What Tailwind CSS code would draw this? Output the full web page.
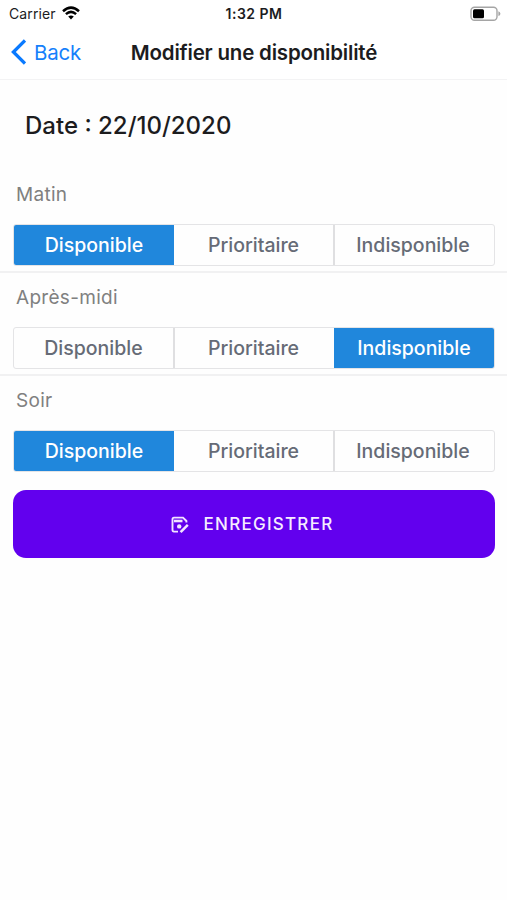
<!DOCTYPE html>
<html lang="fr">
<head>
<meta charset="utf-8">
<title>Modifier une disponibilité</title>
<script src="https://cdn.jsdelivr.net/npm/@tailwindcss/browser@4"></script>
</head>
<body class="bg-white font-['Inter',sans-serif] text-[#1c1c1e]">
<div class="w-[507px] h-[900px] overflow-hidden bg-[#fefefe]">
  <header class="h-[80px] border-b border-[#f3f3f4] bg-white">
    <div class="grid grid-cols-3 h-7 items-center pl-[9px] pr-[6px] text-[14px] leading-7">
      <div class="flex items-center gap-[6px]">
        <span class="tracking-[0.1px]">Carrier</span>
        <svg class="-mt-[2px]" width="18" height="14" viewBox="0 0 18 14" fill="none" stroke="#000" stroke-width="2.5"><path d="M1 5.2Q9-1.9 17 5.2M3.9 8.1Q9 3.7 14.1 8.1"/><path d="M6.2 10.5Q9 8.3 11.8 10.5L9 13.4Z" fill="#000" stroke="none"/></svg>
      </div>
      <span class="text-center font-semibold text-[14px] tracking-[0.5px] -ml-[2px]">1:32 PM</span>
      <svg class="justify-self-end" width="31" height="16" viewBox="0 0 31 16"><rect x="1" y="1.2" width="26" height="13" rx="3.5" fill="#fff" stroke="#a5a5a5" stroke-width="1.4"/><rect x="3" y="3.2" width="11" height="9" rx="1.5" fill="#000"/><path d="M28.4 5.3q2 .8 2 2.4t-2 2.4z" fill="#a5a5a5"/></svg>
    </div>
    <div class="grid grid-cols-[122px_264px_121px] h-[50px] items-center">
      <div class="flex items-center gap-[8px] pl-[11px] text-[#1580fb] text-[20.5px]">
        <svg class="-mt-[2px]" width="15" height="26" viewBox="0 0 15 26" fill="none" stroke="#0a7aff" stroke-width="3.3"><path d="M14 1.5L2.4 13L14 24.5"/></svg>
        <span class="tracking-[-0.2px]">Back</span>
      </div>
      <h1 class="mt-px text-center font-semibold text-[20.5px] tracking-[-0.2px] whitespace-nowrap">Modifier une disponibilité</h1>
    </div>
  </header>
  <main>
    <h2 class="h-[90px] pl-[25px] leading-[91px] text-[24px] font-medium">Date : 22/10/2020</h2>
    <section class="h-[103px] border-b-2 border-[#f1f1f2] pt-[10px]">
      <h3 class="h-[30px] pl-4 leading-[30px] text-[19px] tracking-[0.3px] text-[#808080]">Matin</h3>
      <div class="mt-[14px] mx-[13px] w-[482px] h-[42px] grid grid-cols-[160px_159px_161px] border border-[#e4e4e6] rounded-[3px] overflow-hidden text-center text-[19.5px] leading-[41px] font-medium text-[#666b76]">
        <span class="bg-[#2087dc] text-white">Disponible</span><span>Prioritaire</span><span class="border-l-2 border-[#dfdfe1] pr-[3px]">Indisponible</span>
      </div>
    </section>
    <section class="h-[103px] border-b-2 border-[#f1f1f2] pt-[10px]">
      <h3 class="h-[30px] pl-4 leading-[30px] text-[19px] tracking-[0.3px] text-[#808080]">Après-midi</h3>
      <div class="mt-[14px] mx-[13px] w-[482px] h-[42px] grid grid-cols-[161px_159px_160px] border border-[#e4e4e6] rounded-[3px] overflow-hidden text-center text-[19.5px] leading-[41px] font-medium text-[#666b76]">
        <span class="border-r-2 border-[#dfdfe1]">Disponible</span><span class="pr-[2px]">Prioritaire</span><span class="bg-[#2087dc] text-white">Indisponible</span>
      </div>
    </section>
    <section class="h-[103px] pt-[10px]">
      <h3 class="h-[30px] pl-4 leading-[30px] text-[19px] tracking-[0.3px] text-[#808080]">Soir</h3>
      <div class="mt-[14px] mx-[13px] w-[482px] h-[42px] grid grid-cols-[160px_159px_161px] border border-[#e4e4e6] rounded-[3px] overflow-hidden text-center text-[19.5px] leading-[41px] font-medium text-[#666b76]">
        <span class="bg-[#2087dc] text-white">Disponible</span><span>Prioritaire</span><span class="border-l-2 border-[#dfdfe1] pr-[3px]">Indisponible</span>
      </div>
    </section>
    <button class="mt-[11px] ml-[13px] w-[482px] h-[68px] rounded-[13px] bg-[#6200ee] text-[#f6edff] flex items-center justify-center gap-[15px] pr-[4px] pt-px text-[17px] font-medium tracking-[1.25px]">
      <svg width="18" height="18" viewBox="0 0 18 18" fill="none" stroke="#f2e4ff" stroke-width="1.9"><path d="M7 15.6H3Q1.5 15.6 1.5 14V3.2Q1.5 1.6 3 1.6H12L15.4 5V6.5"/><path d="M3 5H11.5" stroke-width="2.6"/><circle cx="8.2" cy="10.4" r="2.2" fill="#f2e4ff" stroke="none"/><path d="M9.6 16.2L16.8 8.8" stroke-width="2.5"/></svg>
      <span>ENREGISTRER</span>
    </button>
  </main>
</div>
</body>
</html>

- - -

[Work to complete]:
Write out the full listing verbatim, excluding its pictures.

[Expected output]:
What Tailwind CSS code would draw this? Output the full web page.
<!DOCTYPE html>
<html lang="fr">
<head>
<meta charset="utf-8">
<title>Modifier une disponibilité</title>
<script src="https://cdn.jsdelivr.net/npm/@tailwindcss/browser@4"></script>
</head>
<body class="bg-white font-['Inter',sans-serif] text-[#1c1c1e]">
<div class="w-[507px] h-[900px] overflow-hidden bg-[#fefefe]">
  <header class="h-[80px] border-b border-[#f3f3f4] bg-white">
    <div class="grid grid-cols-3 h-7 items-center pl-[9px] pr-[6px] text-[14px] leading-7">
      <div class="flex items-center gap-[6px]">
        <span class="tracking-[0.1px]">Carrier</span>
        <svg class="-mt-[2px]" width="18" height="14" viewBox="0 0 18 14" fill="none" stroke="#000" stroke-width="2.5"><path d="M1 5.2Q9-1.9 17 5.2M3.9 8.1Q9 3.7 14.1 8.1"/><path d="M6.2 10.5Q9 8.3 11.8 10.5L9 13.4Z" fill="#000" stroke="none"/></svg>
      </div>
      <span class="text-center font-semibold text-[14px] tracking-[0.5px] -ml-[2px]">1:32 PM</span>
      <svg class="justify-self-end" width="31" height="16" viewBox="0 0 31 16"><rect x="1" y="1.2" width="26" height="13" rx="3.5" fill="#fff" stroke="#a5a5a5" stroke-width="1.4"/><rect x="3" y="3.2" width="11" height="9" rx="1.5" fill="#000"/><path d="M28.4 5.3q2 .8 2 2.4t-2 2.4z" fill="#a5a5a5"/></svg>
    </div>
    <div class="grid grid-cols-[122px_264px_121px] h-[50px] items-center">
      <div class="flex items-center gap-[8px] pl-[11px] text-[#1580fb] text-[20.5px]">
        <svg class="-mt-[2px]" width="15" height="26" viewBox="0 0 15 26" fill="none" stroke="#0a7aff" stroke-width="3.3"><path d="M14 1.5L2.4 13L14 24.5"/></svg>
        <span class="tracking-[-0.2px]">Back</span>
      </div>
      <h1 class="mt-px text-center font-semibold text-[20.5px] tracking-[-0.2px] whitespace-nowrap">Modifier une disponibilité</h1>
    </div>
  </header>
  <main>
    <h2 class="h-[90px] pl-[25px] leading-[91px] text-[24px] font-medium">Date : 22/10/2020</h2>
    <section class="h-[103px] border-b-2 border-[#f1f1f2] pt-[10px]">
      <h3 class="h-[30px] pl-4 leading-[30px] text-[19px] tracking-[0.3px] text-[#808080]">Matin</h3>
      <div class="mt-[14px] mx-[13px] w-[482px] h-[42px] grid grid-cols-[160px_159px_161px] border border-[#e4e4e6] rounded-[3px] overflow-hidden text-center text-[19.5px] leading-[41px] font-medium text-[#666b76]">
        <span class="bg-[#2087dc] text-white">Disponible</span><span>Prioritaire</span><span class="border-l-2 border-[#dfdfe1] pr-[3px]">Indisponible</span>
      </div>
    </section>
    <section class="h-[103px] border-b-2 border-[#f1f1f2] pt-[10px]">
      <h3 class="h-[30px] pl-4 leading-[30px] text-[19px] tracking-[0.3px] text-[#808080]">Après-midi</h3>
      <div class="mt-[14px] mx-[13px] w-[482px] h-[42px] grid grid-cols-[161px_159px_160px] border border-[#e4e4e6] rounded-[3px] overflow-hidden text-center text-[19.5px] leading-[41px] font-medium text-[#666b76]">
        <span class="border-r-2 border-[#dfdfe1]">Disponible</span><span class="pr-[2px]">Prioritaire</span><span class="bg-[#2087dc] text-white">Indisponible</span>
      </div>
    </section>
    <section class="h-[103px] pt-[10px]">
      <h3 class="h-[30px] pl-4 leading-[30px] text-[19px] tracking-[0.3px] text-[#808080]">Soir</h3>
      <div class="mt-[14px] mx-[13px] w-[482px] h-[42px] grid grid-cols-[160px_159px_161px] border border-[#e4e4e6] rounded-[3px] overflow-hidden text-center text-[19.5px] leading-[41px] font-medium text-[#666b76]">
        <span class="bg-[#2087dc] text-white">Disponible</span><span>Prioritaire</span><span class="border-l-2 border-[#dfdfe1] pr-[3px]">Indisponible</span>
      </div>
    </section>
    <button class="mt-[11px] ml-[13px] w-[482px] h-[68px] rounded-[13px] bg-[#6200ee] text-[#f6edff] flex items-center justify-center gap-[15px] pr-[4px] pt-px text-[17px] font-medium tracking-[1.25px]">
      <svg width="18" height="18" viewBox="0 0 18 18" fill="none" stroke="#f2e4ff" stroke-width="1.9"><path d="M7 15.6H3Q1.5 15.6 1.5 14V3.2Q1.5 1.6 3 1.6H12L15.4 5V6.5"/><path d="M3 5H11.5" stroke-width="2.6"/><circle cx="8.2" cy="10.4" r="2.2" fill="#f2e4ff" stroke="none"/><path d="M9.6 16.2L16.8 8.8" stroke-width="2.5"/></svg>
      <span>ENREGISTRER</span>
    </button>
  </main>
</div>
</body>
</html>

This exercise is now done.